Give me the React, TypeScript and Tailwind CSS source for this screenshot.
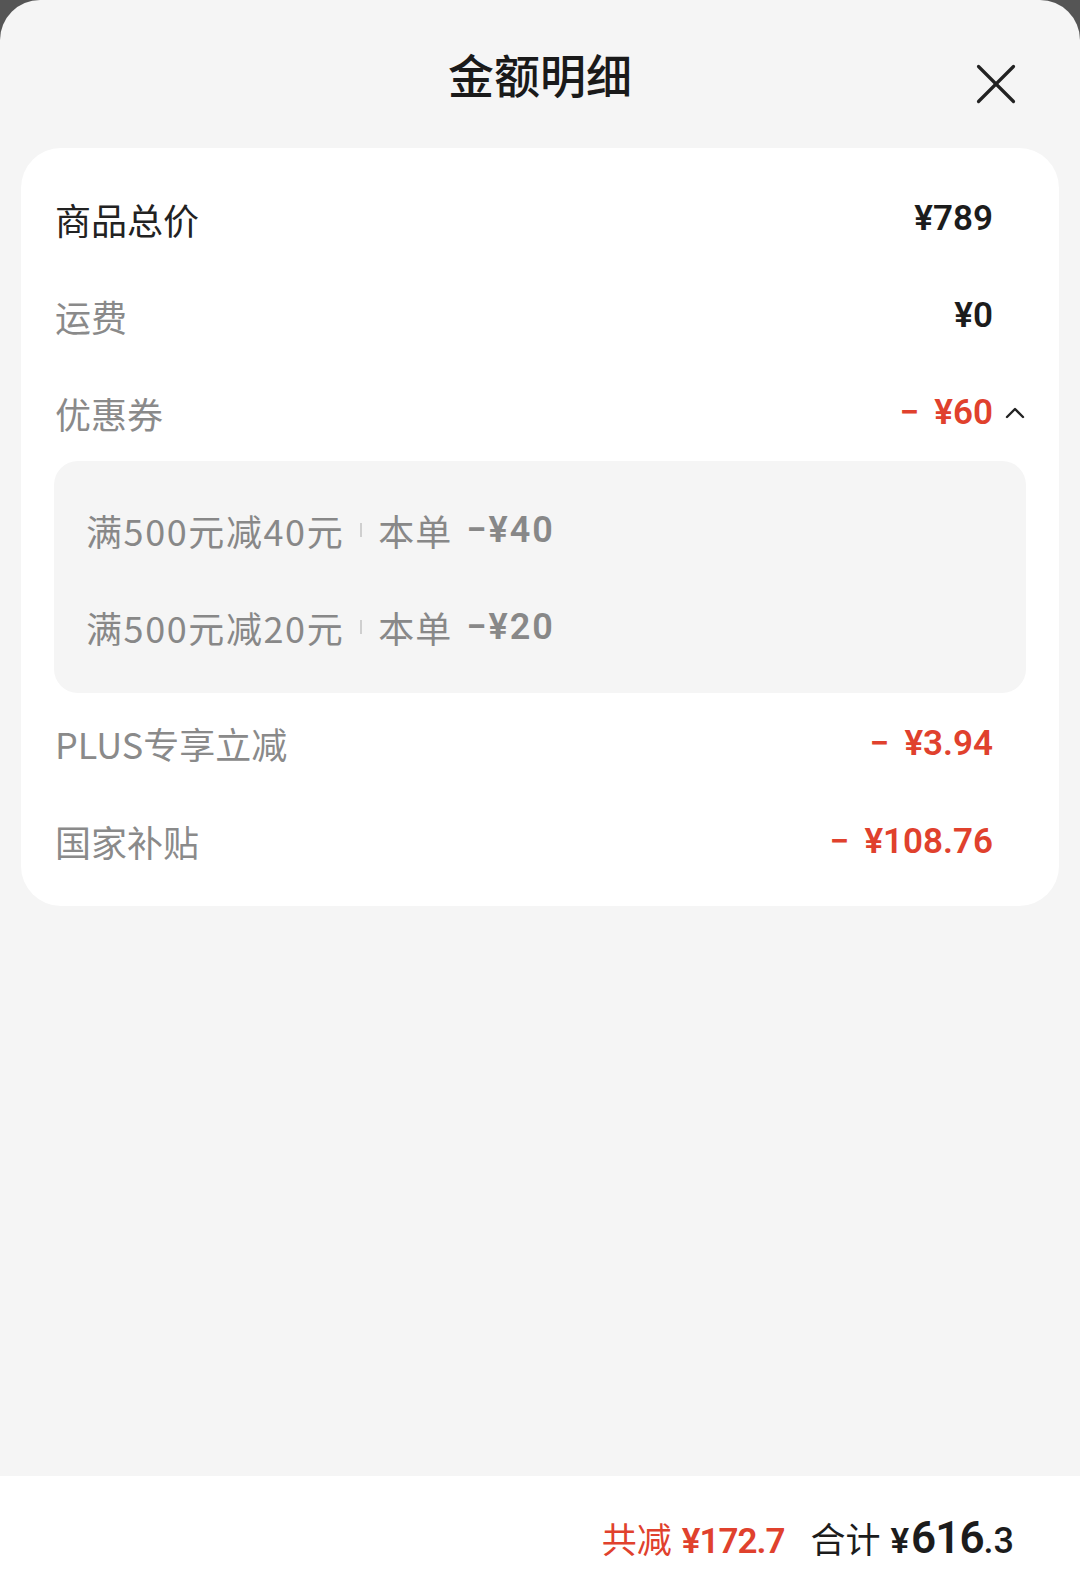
import { X } from 'lucide-react';

const CJK = "font-['Noto_Sans_CJK_SC',sans-serif]";
const NUM = "font-['Roboto','Noto_Sans_CJK_SC',sans-serif]";

type Row = { label: string; value: string; discount?: boolean; strong?: boolean };

const TOP_ROWS: Row[] = [
  { label: '商品总价', value: '¥789', strong: true },
  { label: '运费', value: '¥0' },
];

const BOTTOM_ROWS: Row[] = [
  { label: 'PLUS专享立减', value: '¥3.94', discount: true },
  { label: '国家补贴', value: '¥108.76', discount: true },
];

const COUPONS = [
  { name: '满500元减40元', off: '−¥40' },
  { name: '满500元减20元', off: '−¥20' },
];

function Amount({ value, discount }: { value: string; discount?: boolean }) {
  return (
    <span
      className={`${NUM} flex items-center text-[35px] font-semibold leading-none ${discount ? 'text-[#e0412d]' : 'text-[#1c1c1c]'}`}
    >
      {discount && <span className="mr-[15px]">−</span>}
      {value}
    </span>
  );
}

function DetailRow({ row }: { row: Row }) {
  return (
    <div className="flex h-[98px] items-center justify-between pl-[1px] pr-[33px]">
      <span className={`${CJK} text-[36px] leading-none ${row.strong ? 'text-[#222]' : 'text-[#8a8a8a]'}`}>
        {row.label}
      </span>
      <Amount value={row.value} discount={row.discount} />
    </div>
  );
}

export default function App() {
  return (
    <div className="flex h-[1589px] w-[1080px] flex-col bg-[#555]">
      <div className="flex flex-1 flex-col overflow-hidden rounded-t-[40px] bg-[#f5f5f5]">
        {/* Header */}
        <header className="relative flex h-[148px] justify-center">
          <h1 className={`${CJK} mt-[50px] text-[46px] font-medium leading-[46px] text-[#1a1a1a]`}>金额明细</h1>
          <button className="absolute right-[49px] top-[49px] text-[#222]">
            <X size={70} strokeWidth={1.1} />
          </button>
        </header>

        {/* Card */}
        <section className="mx-[21px] rounded-[40px] bg-white px-[33px] pb-[16px] pt-[22px]">
          {TOP_ROWS.map((row) => (
            <div key={row.label} className="[&>div]:h-[97px]">
              <DetailRow row={row} />
            </div>
          ))}

          <div className="flex h-[97px] items-center justify-between pl-[1px]">
            <span className={`${CJK} text-[36px] leading-none text-[#8a8a8a]`}>优惠券</span>
            <div className="flex items-center">
              <Amount value="¥60" discount />
              <svg width="22" height="14" viewBox="0 0 22 14" className="ml-[11px]">
                <polyline
                  points="3,11 11,3 19,11"
                  fill="none"
                  stroke="#222"
                  strokeWidth="2.4"
                  strokeLinecap="round"
                  strokeLinejoin="round"
                />
              </svg>
            </div>
          </div>

          <div className="rounded-[24px] bg-[#f5f5f5] pb-[18px] pl-[32px] pt-[20px]">
            {COUPONS.map((c) => (
              <div key={c.name} className="flex h-[97px] items-center text-[#888]">
                <span className={`${CJK} text-[36px] leading-none tracking-[1.6px]`}>{c.name}</span>
                <span className="mx-[16px] h-[14px] w-[2px] bg-[#cfcfcf]" />
                <span className={`${CJK} text-[36px] leading-none tracking-[1px]`}>本单</span>
                <span className={`${NUM} ml-[14px] text-[36px] font-semibold leading-none tracking-[2px]`}>{c.off}</span>
              </div>
            ))}
          </div>

          <div className="mt-[1px]">
            {BOTTOM_ROWS.map((row) => (
              <DetailRow key={row.label} row={row} />
            ))}
          </div>
        </section>

        <div className="flex-1" />

        {/* Footer */}
        <footer className="flex h-[113px] items-center justify-end bg-white pr-[66px] pt-[10px]">
          <div className="flex items-baseline">
            <span className={`${CJK} text-[35px] text-[#e0412d]`}>共减</span>
            <span className={`${NUM} ml-[10px] text-[35px] font-semibold tracking-[-1px] text-[#e0412d]`}>¥172.7</span>
            <span className={`${CJK} ml-[26px] text-[35px] text-[#1c1c1c]`}>合计</span>
            <span className={`${NUM} ml-[10px] text-[35px] font-semibold text-[#1c1c1c]`}>¥</span>
            <span className={`${NUM} ml-[2px] text-[44px] font-semibold tracking-[-1px] text-[#1c1c1c]`}>616</span>
            <span className={`${NUM} text-[36px] font-medium text-[#1c1c1c]`}>.3</span>
          </div>
        </footer>
      </div>
    </div>
  );
}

^^^^

→ **Exercise task**
Transcribe exactly, with no pictures, the lines running from the first line of the material through the line holding "string; value: string;".

→ **Problem solution**
Give me the React, TypeScript and Tailwind CSS source for this screenshot.
import { X } from 'lucide-react';

const CJK = "font-['Noto_Sans_CJK_SC',sans-serif]";
const NUM = "font-['Roboto','Noto_Sans_CJK_SC',sans-serif]";

type Row = { label: string; value: string; discount?: boolean; strong?: boolean };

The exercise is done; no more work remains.